The underlying idea is to wipe out one of the main fiscal tent poles of the existing health care system, and use the resulting revenues to finance billions of dollars in subsidies to buy insurance on the existing private market. The result, according to experts, would likely be a significant increase in the number of uninsured Americans, in an economy where, for better or worse, employers would likely no longer provide their workers with health care coverage.

The fact that the government excludes employer-sponsored insurance from taxation is the reason most people get their insurance through their workplaces. Companies are also able, unlike most individuals, to pool risk, so that sick as well as healthy people can be covered without distorting premiums for everybody. The result is a mix of perverse incentives that keep people tied down to jobs they don’t like, and leave self-employed people and many others to fight it out in the under-regulated individual market, where insurers can deny people coverage based on their pre-existing medical conditions, rescind coverage from individuals who get sick and skew premiums based on everything from age to geography.

“Obamacare” sought to mitigate those distortions by regulating the individual insurance market in a way that creates a safety net for the uninsured, the self-employed, laid-off workers and workers at firms that decide, over time, to stop offering health care benefits. It subsidizes insurance for these people and requires insurers to end discriminatory practices, and in return requires everybody to carry coverage. It finances this system in part by limiting — not eliminating — the tax exclusion for employer-provided benefits.

Romney, by contrast, suggests he would eliminate this tax exclusion, leading employers to drop benefits, and leaving workers to buy insurance on their own with tax credits. Analyses of McCain’s similar plan in 2008 suggest it would cause the number of uninsured Americans to spike by millions.

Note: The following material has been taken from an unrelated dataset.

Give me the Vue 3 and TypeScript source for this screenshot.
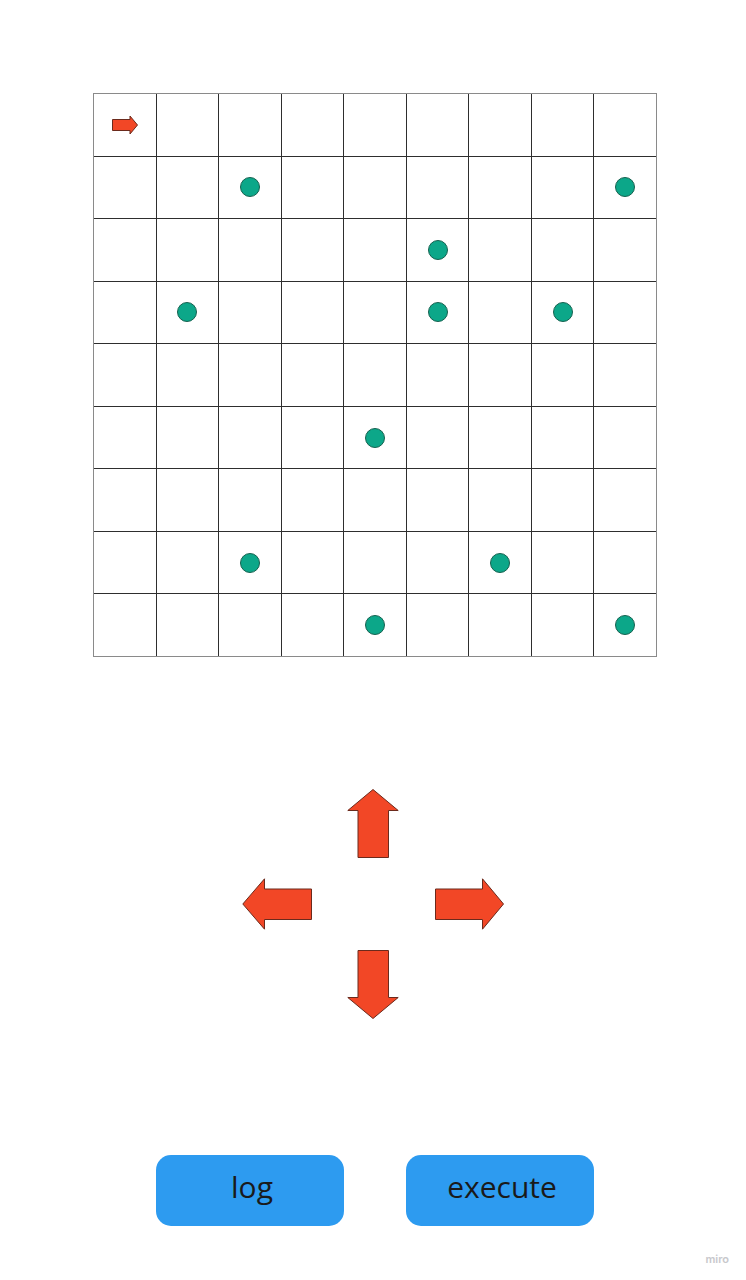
<script setup lang="ts">
type Direction = 'up' | 'left' | 'right' | 'down'

const SIZE = 9

const dots = new Set<string>([
  '1-2', '1-8', '2-5', '3-1', '3-5', '3-7', '5-4', '7-2', '7-6', '8-4', '8-8',
])

const player = '0-0'

const cells: string[] = Array.from(
  { length: SIZE * SIZE },
  (_, i) => `${Math.floor(i / SIZE)}-${i % SIZE}`,
)

const horizontal = '0 0 70 52'
const vertical = '0 0 52 70'

const arrows: { dir: Direction; box: string; points: string }[] = [
  { dir: 'up', box: vertical, points: '26,0.5 51.2,21.5 41.5,21.5 41.5,68.5 11,68.5 11,21.5 0.8,21.5' },
  { dir: 'left', box: horizontal, points: '0.8,26 22.5,0.8 22.5,11 69.5,11 69.5,41.5 22.5,41.5 22.5,51.2' },
  { dir: 'right', box: horizontal, points: '69.5,26 48.5,0.8 48.5,11 1.5,11 1.5,41.5 48.5,41.5 48.5,51.2' },
  { dir: 'down', box: vertical, points: '26,69.5 51.2,48.5 41.5,48.5 41.5,1.5 11,1.5 11,48.5 0.8,48.5' },
]
</script>

<template>
  <main class="page">
    <section class="board" aria-label="Board">
      <div v-for="cell in cells" :key="cell" class="cell">
        <svg v-if="cell === player" class="player" viewBox="0 0 26 20">
          <polygon points="0.5,4.5 18,4.5 18,1 25.5,10 18,19 18,15.5 0.5,15.5" />
        </svg>
        <span v-else-if="dots.has(cell)" class="dot"></span>
      </div>
    </section>

    <nav class="pad" aria-label="Directions">
      <button
        v-for="arrow in arrows"
        :key="arrow.dir"
        type="button"
        class="arrow"
        :class="arrow.dir"
        :aria-label="arrow.dir"
      >
        <svg :viewBox="arrow.box"><polygon :points="arrow.points" /></svg>
      </button>
    </nav>

    <div class="actions">
      <button type="button" class="action">log</button>
      <button type="button" class="action">execute</button>
    </div>

    <footer class="brand">miro</footer>
  </main>
</template>

<style>
body {
  margin: 0;
  background: #fff;
}
</style>

<style scoped>
.page {
  box-sizing: border-box;
  min-height: 100vh;
  display: flex;
  flex-direction: column;
  padding-top: 93px;
  font-family: "Open Sans", "Noto Sans", sans-serif;
  color: #1a1a1a;
}

.board {
  box-sizing: border-box;
  aspect-ratio: 1;
  margin: 0 89px 0 93px;
  display: grid;
  grid-template-columns: repeat(9, minmax(0, 1fr));
  grid-template-rows: repeat(9, minmax(0, 1fr));
  gap: 1px;
  border: 1px solid #8a8a8a;
  background: #2e2e2e;
}

.cell {
  display: flex;
  align-items: center;
  justify-content: center;
  background: #fff;
}

.dot {
  box-sizing: border-box;
  width: 20px;
  height: 20px;
  border: 1px solid #16614f;
  border-radius: 50%;
  background: #0ca789;
}

polygon {
  fill: #f24726;
  stroke: #6b2a1c;
  stroke-width: 1;
}

.player {
  width: 26px;
  height: 20px;
}

.pad {
  align-self: center;
  margin-top: 132px;
  display: grid;
  grid-template-columns: 70px 122px 70px;
  grid-template-rows: 70px 52px 70px;
  row-gap: 19px;
  grid-template-areas:
    ". up ."
    "left . right"
    ". down .";
}

.arrow {
  display: flex;
  justify-content: center;
  padding: 0;
  border: 0;
  background: none;
  cursor: pointer;
}

.arrow svg {
  width: 70px;
  height: 52px;
}

.up svg,
.down svg {
  width: 52px;
  height: 70px;
}

.up {
  grid-area: up;
  justify-self: center;
}

.left {
  grid-area: left;
}

.right {
  grid-area: right;
}

.down {
  grid-area: down;
  justify-self: center;
}

.actions {
  margin: 136px 152px 0 156px;
  display: grid;
  grid-template-columns: 1fr 1fr;
  gap: 62px;
}

.action {
  height: 71px;
  padding: 0 0 8px 4px;
  border: 0;
  border-radius: 15px;
  background: #2d9bf0;
  color: #1a1a1a;
  font-family: inherit;
  font-size: 30px;
  line-height: 40px;
  cursor: pointer;
}

.brand {
  margin-top: auto;
  padding: 0 17px 13px 0;
  text-align: right;
  font-family: Inter, sans-serif;
  font-size: 11px;
  font-weight: 600;
  line-height: 16px;
  color: #c8c8cc;
}
</style>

That’s because neither Romney nor McCain’s plans allow individuals to pool risk in insurance exchanges, require insurers to sell insurance to all comers without price-discriminating against sick people or fight the adverse selection problem by requiring both sick and healthy people to enter the pool. Romney isn’t calling for those reforms — because though they would solve the problems with his outline, they would also add up to “Obamacare.”

The market reforms would come on top of Romney’s better-understood plans to phase out traditional Medicare and replace it with a system, similar to “Obamacare,” that would provide seniors subsidies to buy heavily regulated private insurance; and to turn Medicaid into a block grant program, run by individual states without federal requirements.

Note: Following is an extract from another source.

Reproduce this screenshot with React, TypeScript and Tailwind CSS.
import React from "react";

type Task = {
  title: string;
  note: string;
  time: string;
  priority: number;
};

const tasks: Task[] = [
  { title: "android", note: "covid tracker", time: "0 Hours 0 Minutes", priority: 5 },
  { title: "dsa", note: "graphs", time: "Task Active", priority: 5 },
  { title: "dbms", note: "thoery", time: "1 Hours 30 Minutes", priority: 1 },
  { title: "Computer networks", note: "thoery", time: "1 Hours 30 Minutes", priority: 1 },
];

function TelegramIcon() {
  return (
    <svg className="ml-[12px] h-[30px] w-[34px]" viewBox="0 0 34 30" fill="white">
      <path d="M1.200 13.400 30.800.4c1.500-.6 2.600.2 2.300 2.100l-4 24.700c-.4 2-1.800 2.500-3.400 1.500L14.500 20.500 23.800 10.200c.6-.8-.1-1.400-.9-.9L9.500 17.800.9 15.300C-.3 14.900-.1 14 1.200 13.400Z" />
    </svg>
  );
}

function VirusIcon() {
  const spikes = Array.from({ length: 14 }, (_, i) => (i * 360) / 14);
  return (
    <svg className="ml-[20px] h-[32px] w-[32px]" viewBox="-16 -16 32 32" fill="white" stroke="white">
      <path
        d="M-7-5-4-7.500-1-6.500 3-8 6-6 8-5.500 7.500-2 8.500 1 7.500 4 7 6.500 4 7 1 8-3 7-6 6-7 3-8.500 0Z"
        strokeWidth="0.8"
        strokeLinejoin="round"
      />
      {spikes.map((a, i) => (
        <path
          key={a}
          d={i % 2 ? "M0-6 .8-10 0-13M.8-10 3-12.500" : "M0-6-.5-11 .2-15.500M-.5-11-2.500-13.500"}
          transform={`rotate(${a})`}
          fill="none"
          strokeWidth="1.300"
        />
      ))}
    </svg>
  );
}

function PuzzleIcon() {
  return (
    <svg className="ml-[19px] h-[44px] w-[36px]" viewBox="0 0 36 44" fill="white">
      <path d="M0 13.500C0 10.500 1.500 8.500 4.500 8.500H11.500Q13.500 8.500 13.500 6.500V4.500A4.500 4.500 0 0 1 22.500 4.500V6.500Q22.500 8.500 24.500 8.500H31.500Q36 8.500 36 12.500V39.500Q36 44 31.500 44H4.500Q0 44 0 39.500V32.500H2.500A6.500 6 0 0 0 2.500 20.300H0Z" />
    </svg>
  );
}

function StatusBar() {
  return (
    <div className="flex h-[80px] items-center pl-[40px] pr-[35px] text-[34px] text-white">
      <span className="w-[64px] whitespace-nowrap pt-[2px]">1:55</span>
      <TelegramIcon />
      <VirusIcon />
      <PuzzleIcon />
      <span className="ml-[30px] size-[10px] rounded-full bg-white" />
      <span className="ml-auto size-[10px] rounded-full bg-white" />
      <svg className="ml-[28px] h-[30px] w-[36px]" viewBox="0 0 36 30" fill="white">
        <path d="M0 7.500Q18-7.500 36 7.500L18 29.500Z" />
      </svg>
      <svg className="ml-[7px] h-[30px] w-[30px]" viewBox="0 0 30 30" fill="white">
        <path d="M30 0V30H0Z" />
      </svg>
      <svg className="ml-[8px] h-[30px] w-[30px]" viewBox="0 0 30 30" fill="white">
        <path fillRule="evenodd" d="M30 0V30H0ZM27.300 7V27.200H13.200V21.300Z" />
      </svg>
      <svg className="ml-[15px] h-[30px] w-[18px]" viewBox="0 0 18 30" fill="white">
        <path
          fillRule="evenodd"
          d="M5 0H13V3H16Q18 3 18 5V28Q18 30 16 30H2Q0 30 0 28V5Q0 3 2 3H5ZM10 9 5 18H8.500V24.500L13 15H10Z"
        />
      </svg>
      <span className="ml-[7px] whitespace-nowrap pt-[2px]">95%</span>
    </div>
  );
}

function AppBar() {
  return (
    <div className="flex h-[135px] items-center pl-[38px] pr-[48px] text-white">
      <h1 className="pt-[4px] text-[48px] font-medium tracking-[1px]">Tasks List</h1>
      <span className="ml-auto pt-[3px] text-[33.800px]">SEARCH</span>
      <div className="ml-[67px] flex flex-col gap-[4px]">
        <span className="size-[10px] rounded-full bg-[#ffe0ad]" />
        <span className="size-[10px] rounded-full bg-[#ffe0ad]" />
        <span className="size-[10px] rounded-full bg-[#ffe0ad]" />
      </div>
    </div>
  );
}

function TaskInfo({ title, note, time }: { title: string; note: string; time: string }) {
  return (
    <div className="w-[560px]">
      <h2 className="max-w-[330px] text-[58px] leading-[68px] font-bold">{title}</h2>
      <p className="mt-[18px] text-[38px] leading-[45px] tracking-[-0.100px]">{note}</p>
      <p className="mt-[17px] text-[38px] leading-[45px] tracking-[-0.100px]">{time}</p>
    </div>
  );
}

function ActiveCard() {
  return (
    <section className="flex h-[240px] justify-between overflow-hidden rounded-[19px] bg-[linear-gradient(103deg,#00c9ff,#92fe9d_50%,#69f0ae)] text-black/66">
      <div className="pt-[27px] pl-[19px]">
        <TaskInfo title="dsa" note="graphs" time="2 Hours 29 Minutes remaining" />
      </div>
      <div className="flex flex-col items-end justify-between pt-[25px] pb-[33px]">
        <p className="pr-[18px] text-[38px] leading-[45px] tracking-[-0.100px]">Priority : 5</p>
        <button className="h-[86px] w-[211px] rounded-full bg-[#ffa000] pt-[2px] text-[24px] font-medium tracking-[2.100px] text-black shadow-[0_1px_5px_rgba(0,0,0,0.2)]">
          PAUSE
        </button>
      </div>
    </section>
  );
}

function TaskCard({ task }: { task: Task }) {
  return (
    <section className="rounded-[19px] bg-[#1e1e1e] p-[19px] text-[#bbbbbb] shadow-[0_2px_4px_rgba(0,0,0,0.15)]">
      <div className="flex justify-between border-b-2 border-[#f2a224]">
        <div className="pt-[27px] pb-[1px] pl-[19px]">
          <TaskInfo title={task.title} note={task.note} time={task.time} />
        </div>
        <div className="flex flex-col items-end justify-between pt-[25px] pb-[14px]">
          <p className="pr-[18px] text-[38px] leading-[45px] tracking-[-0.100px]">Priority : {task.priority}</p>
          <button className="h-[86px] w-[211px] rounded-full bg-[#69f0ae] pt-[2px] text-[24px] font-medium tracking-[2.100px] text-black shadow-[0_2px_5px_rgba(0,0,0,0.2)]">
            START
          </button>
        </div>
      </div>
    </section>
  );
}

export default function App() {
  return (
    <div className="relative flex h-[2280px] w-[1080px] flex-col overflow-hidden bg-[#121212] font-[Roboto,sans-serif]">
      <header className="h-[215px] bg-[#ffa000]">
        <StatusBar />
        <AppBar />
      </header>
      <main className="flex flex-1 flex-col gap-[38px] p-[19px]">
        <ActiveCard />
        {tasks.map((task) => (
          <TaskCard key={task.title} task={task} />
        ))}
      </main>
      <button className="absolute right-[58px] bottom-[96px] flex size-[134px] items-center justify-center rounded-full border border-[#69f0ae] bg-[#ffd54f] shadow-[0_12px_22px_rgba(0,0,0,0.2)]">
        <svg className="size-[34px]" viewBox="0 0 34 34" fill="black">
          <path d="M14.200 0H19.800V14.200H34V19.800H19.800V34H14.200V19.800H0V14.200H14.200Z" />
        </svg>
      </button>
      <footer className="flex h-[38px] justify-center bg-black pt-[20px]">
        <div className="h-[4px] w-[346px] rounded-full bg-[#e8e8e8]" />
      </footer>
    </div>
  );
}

At a background briefing for reporters at the White House on Monday multiple senior administration officials claimed not to have read the Times story, nor were they familiar with its description of Romney’s health care reform framework, they said. Though it’s likely to be overshadowed on the campaign trail by the fight over “Obamacare” and its close cousin “Romneycare,” the ideas suggest that Obama will be well armed when the country’s health care system takes center stage later in the election cycle.